Voices sounded as though picked for sheer beauty.

ABU GHOSH MUSIC FESTIVAL
Jauna Musika Choir
Kiryat Yearim Church
May 20
Mostly Christian liturgical music, performed by mainly Israeli and some foreign guest musicians in a Catholic church of an Arab village – this is the Abu Ghosh Music Festival’s formula for peaceful collaboration.
The present festival’s guest musicians were the Lithuanian Jauna Musika choir, conducted by Vaclova Augustinas. Local audiences seem, for some strange reason, to be more familiar with Western and Central European music ensembles than with those of the Baltic countries. The tremendously high artistic level of this choir came, therefore, as quite a surprise to many.

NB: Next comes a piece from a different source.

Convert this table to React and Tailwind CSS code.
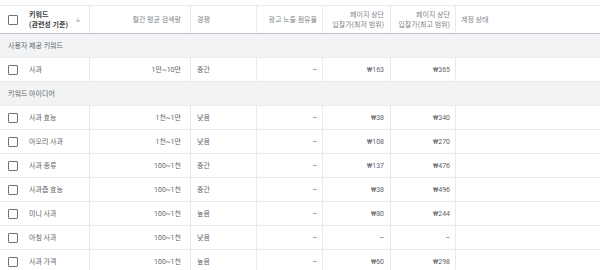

Voices sounded as though picked for sheer beauty. Clear sopranos, soft, gentle, unstrained and never shrill, even on the highest notes, soared radiantly over the medium voices in Bach’s motet “Singet dem herrn ein neues Lied” (“Sing unto the Lord a new song”). The balance of voices was perfect. Articulation of phrases was clear-cut. Phrase endings were achieved by a gradual diminishing of volume until vanishing into thin air, and never abrupt. Intonation was accurate without sounding pedantic.
In Mendelssohn’s motet “Nicht meinem namen” (“Not Unto Me, Oh Lord, Give Honor”) the baritones had a welcome chance to display their sonorous voices. Coloraturas were flexibly lubricated. It concluded with a contagiously jubilant “Hallelujah.”
Alessandro Scarlatti’s Stabat Mater dramatically and with intense emotion revived the grieving Mother’s despair at being doomed to witness her son’s brutal execution. The final “Amen” was not an afterthought, as happens so often, but a majestic conclusion of human suffering as described in music. In terms of choral singing, this Lithuanian choir was a dream come true.